As I’ve discussed in the past, Angelina had no shot to win. She had rubbed too many of the jury members the wrong way, and she had made terrible moves that dug her grave deeper, like making the fake immunity idol just for Alison to look like a fool. What did surprise me was the cordial and pleasant attitude the jury members gave to Angelina. The jury respected her enough for making it to the final three and putting in the effort to keep fighting. She may not have won, but she did win respect, and sometimes that’s enough.
Mike’s chances to win were up in the air. He had the strategic and competitive resume to go against Nick, but ultimately the jury would settle the score. Mike didn’t have the same bonds with the jury as Nick did and it showed when it was put to the test. If he was more welcoming and open to his fellow tribemates, the outcome most likely would’ve changed. Mike made the better strategic moves. He had stronger control of the game and all the pieces to win, but he needed the social aspect to convince the earlier jury members.
Nick, on the other hand, had the social aspect wrapped up in a pretty bow. He made the moves to push himself further, he had the alliances cemented, he had the challenge wins, and he had the luck that protected him in dire moments. That’s not to say his game was perfect because his Survivor path had plenty of holes in it and he lost control of the game several times throughout the season, like when Karl and Davie got the boot. Still, Survivor changes round-to-round and he regained control again to set his path.
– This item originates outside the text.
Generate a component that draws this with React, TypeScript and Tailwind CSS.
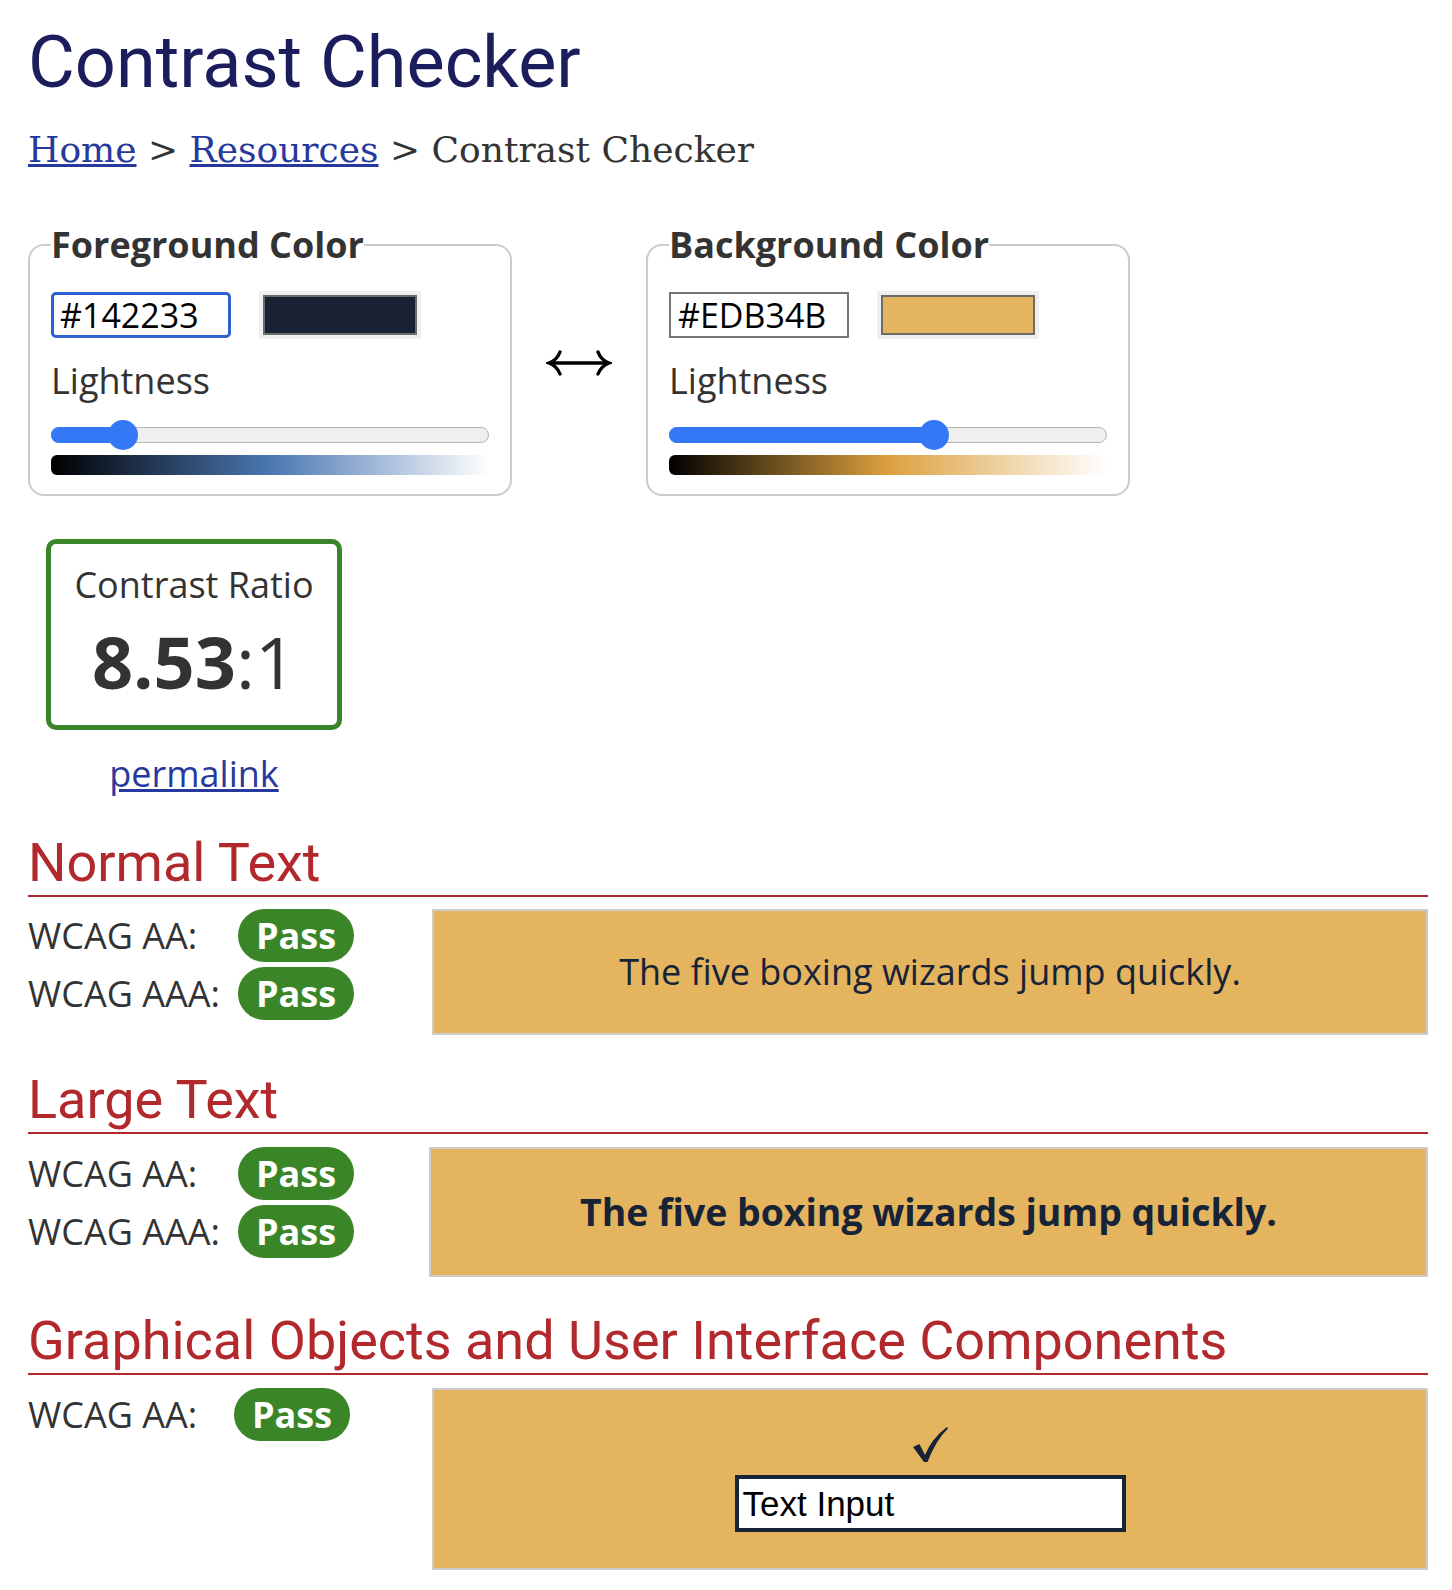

Nick was a good winner and his victory ended Survivor: David vs. Goliath on a high note. Season 37 reshaped the game of Survivor and recaptured the fun elements we loved from previous years. The editing provided full stories for each of the castaways (unlike Survivor: Ghost Island), we liked most of the cast, and there were no shady twists that put an asterisk on the season (unlike Survivor: Heroes vs. Healers vs. Hustlers). The concept of Survivor: David vs. Goliath should return again for the future.